When Pennsylvania State Representative Daryl Metcalfe (R-Butler) invited the head of the English-only outfit, ProEnglish, to testify before the State Government Committee on September 24, it’s unlikely he anticipated the controversy to follow.
Using evidence originally uncovered by the Institute for Research and Education on Human Rights (IREHR), Rep. Leslie Acosta (D-Philadelphia), called out ProEnglish executive director, Robert Vandervoort as a “white supremacist.”
When Acosta raised the issue, Metcalfe cut off her microphone during debate on the bill. When responding to criticism over giving Vandervoort a platform, Metcalfe tried to argue that there is a difference between white nationalism and white supremacy.
“The comments that she made about some alleged white supremacist being in our meeting was outrageous,” Metcalfe said on the floor. “To say somebody is a nationalist and for the independence of their country and a patriot to defending their country is a lot different from saying somebody is a racist.”
Despite Metcalfe’s defense, Vandervoort has a long history of involvement in racist groups.

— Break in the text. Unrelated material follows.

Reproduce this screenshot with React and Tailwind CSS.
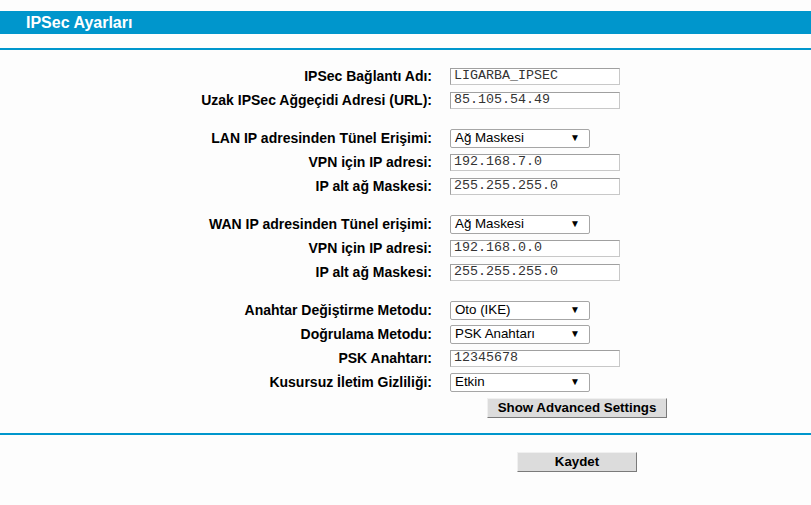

IREHR first outed Vandervoort as a white nationalist when he took the stage at the 2012 Conservative Political Action Conference (CPAC). IREHR was also the first organization to document Vandervoort’s founding of the white nationalist group, Chicagoland Friends of American Renaissance.
For more on Robert Vandervoort, see “What About Bob: Robert Vandervoort and White Nationalism.”
IREHR’s research appeared in the Allentown Morning Call, among other Pennylvania news outlets during the controversy.